Collected material:
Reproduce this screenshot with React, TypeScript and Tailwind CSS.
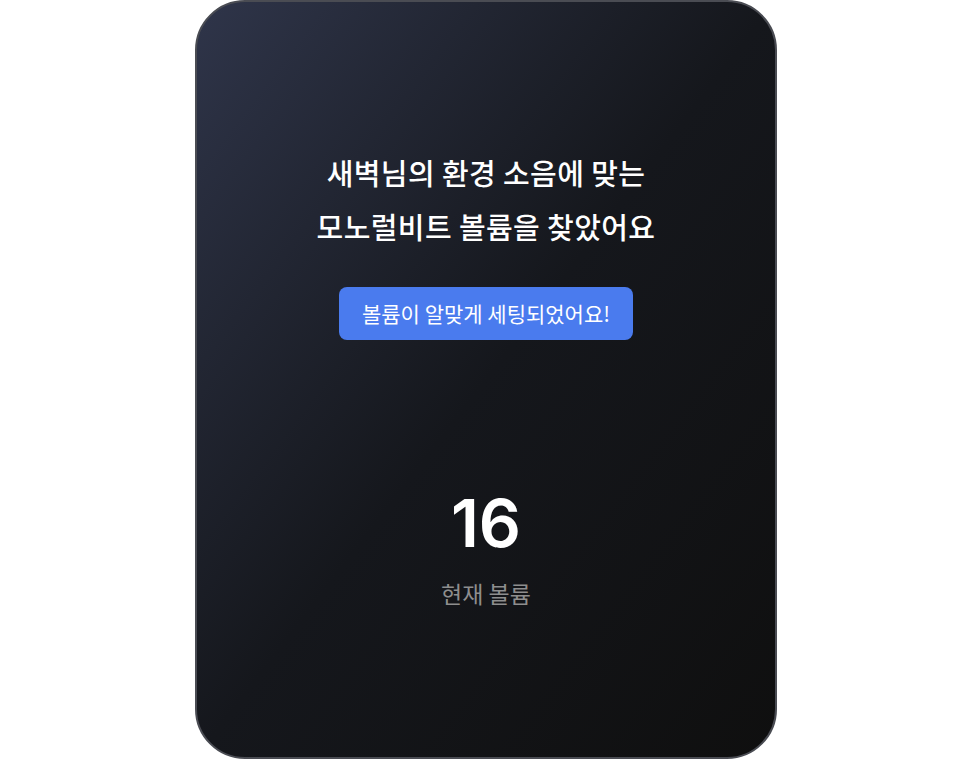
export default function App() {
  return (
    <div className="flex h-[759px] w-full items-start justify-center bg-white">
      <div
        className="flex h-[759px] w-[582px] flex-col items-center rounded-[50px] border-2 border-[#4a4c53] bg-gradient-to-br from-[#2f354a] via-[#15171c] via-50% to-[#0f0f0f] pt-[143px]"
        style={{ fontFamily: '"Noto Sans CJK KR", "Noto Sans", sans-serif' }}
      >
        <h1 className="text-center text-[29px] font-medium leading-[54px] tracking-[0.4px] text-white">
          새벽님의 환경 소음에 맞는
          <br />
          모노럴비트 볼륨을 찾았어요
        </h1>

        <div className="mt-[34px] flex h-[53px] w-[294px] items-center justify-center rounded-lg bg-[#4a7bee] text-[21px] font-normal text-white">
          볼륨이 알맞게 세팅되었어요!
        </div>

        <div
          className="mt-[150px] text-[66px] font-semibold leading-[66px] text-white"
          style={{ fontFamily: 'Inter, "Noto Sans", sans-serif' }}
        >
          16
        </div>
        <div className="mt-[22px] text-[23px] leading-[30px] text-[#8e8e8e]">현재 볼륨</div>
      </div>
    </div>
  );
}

Written request: Extract all the data above exactly, excluding every picture.

Finished answer:
Reproduce this screenshot with React, TypeScript and Tailwind CSS.
export default function App() {
  return (
    <div className="flex h-[759px] w-full items-start justify-center bg-white">
      <div
        className="flex h-[759px] w-[582px] flex-col items-center rounded-[50px] border-2 border-[#4a4c53] bg-gradient-to-br from-[#2f354a] via-[#15171c] via-50% to-[#0f0f0f] pt-[143px]"
        style={{ fontFamily: '"Noto Sans CJK KR", "Noto Sans", sans-serif' }}
      >
        <h1 className="text-center text-[29px] font-medium leading-[54px] tracking-[0.4px] text-white">
          새벽님의 환경 소음에 맞는
          <br />
          모노럴비트 볼륨을 찾았어요
        </h1>

        <div className="mt-[34px] flex h-[53px] w-[294px] items-center justify-center rounded-lg bg-[#4a7bee] text-[21px] font-normal text-white">
          볼륨이 알맞게 세팅되었어요!
        </div>

        <div
          className="mt-[150px] text-[66px] font-semibold leading-[66px] text-white"
          style={{ fontFamily: 'Inter, "Noto Sans", sans-serif' }}
        >
          16
        </div>
        <div className="mt-[22px] text-[23px] leading-[30px] text-[#8e8e8e]">현재 볼륨</div>
      </div>
    </div>
  );
}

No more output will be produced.